Nous nous adressons donc majoritairement au côté « rationnel » de nos visiteurs avec des informations « pratiques », réservant le versant « émotionnel » à l’avant séjour, en valorisant de belles images et de belles vidéos qui donnent envie de venir chez nous. Ensuite…
Ensuite ce qui se passe nous échappe dans une large mesure, l’organisation et le déroulement d’un séjour sur un lieu de vacances dépendant d’une infinité de facteurs que nous ne maitrisons pas, météo, attentes contradictoires au sein du groupe, hasard des rencontres dans la journée, « incidents » divers et variés qui chamboulent le programme, et aussi le « grain de folie » qui va tout un coup prendre le dessus sur ce qui avait été plus ou moins préparé pour voir la journée prendre une toute autre direction.
Ce « grain de folie » que j’appellerai aussi beaucoup plus simplement le « libre arbitre » de chaque individu fait que personne ne peut être réduit à un « sociostyle » ou une « persona ».

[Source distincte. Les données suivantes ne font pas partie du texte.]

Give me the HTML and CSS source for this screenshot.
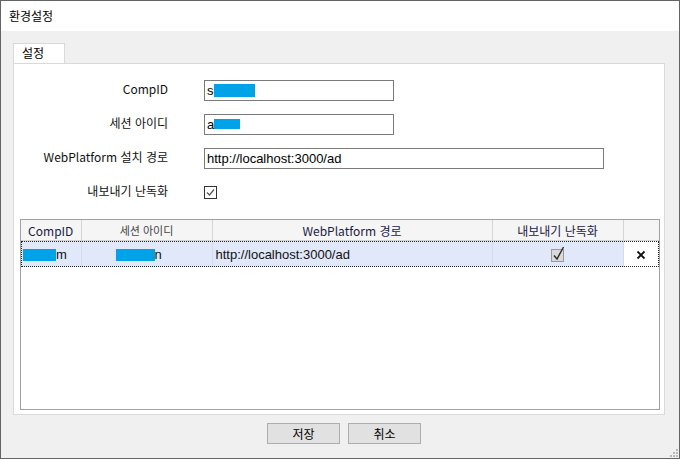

D’où la difficulté à anticiper les comportements, les saisons, et même à les expliquer a posteriori car nos outils d’analyse et d’observation sont bien incapables de mesurer des phénomènes liés au hasard et à l’impulsivité, à l’échelle d’un individu comme de milliers d’individus.
Quid de l’IA ?
L’IA qui est finalement un « double » rationnel beaucoup plus rapide et puissant que nous dans ses modes de raisonnement ne pourra par définition pas plus que de simples mortels anticiper et prévoir l’imprévisible, dès lors qu’il est régi par la part « non rationnelle » qui existe en chacun de nous.
Sans oublier ces « cygnes noirs » théorisés par l’essayiste libano américain Nassim Nicholas Taleb, qui illustrent le rôle du hasard dans les événements qui peuvent aussi bien orienter une journée que changer le monde.
Cette « imprévisibilité » de l’être humain, addition du hasard, des émotions et du « grain de folie » fait qu’une grande part de notre vie quotidienne et a fortiori de nos vacances échappera (sauf visio totalitaire du monde) à toute tentative de la sous-traiter à une intelligence « non humaine » . Raison pour laquelle à mon avis la plupart des applis et sites internet de séjour n’ont jamais vraiment décollé, c’est parce qu’une fois sur place la technologie est certes un support, indispensable dans de nombreuses fonctionnalités (transport…), mais qu’elle ne répond pas au besoin de se « laisser porter », de fonctionner par l’instinct, et les rencontres du moment, les recommandations de son voisin de table ou de bungalow à l’heure de l’apéritif, sans oublier celles des « autres habitants » chers à Clément Simonneau.
Quelles consequences pour nos metiers ?
D’abord la modestie, une « saison touristique » se joue aussi bien individuellement que collectivement sur une multitude d’aspects dont nous ne sommes pas maitres, qu’ils soient « macros » (géopolitique, économie, météo…) ou « micros ».
Ensuite, et peut être surtout, nous devons en permanence être à même d’alimenter le « champs des possible » de ces grains de folies, pas de côté et bifurcations qui font le sel des vacances, dont le déroulement puis le souvenir se construira autour de tous ces moments inattendus, une rencontre, un sourire, un plat, un paysage, un spectacle, un livre (moi perso j’adore les précos de Vincent Garnier !)
C’est ainsi que nous serons « utiles », et complémentaires de l’IA, qu’il nous faut absolument apprivoiser pour ne pas qu’elle nous dévore, et il y a du boulot, vu l’état des lieux que rédigeait il y a quelques jour Jean Luc Boulin sur le sujet.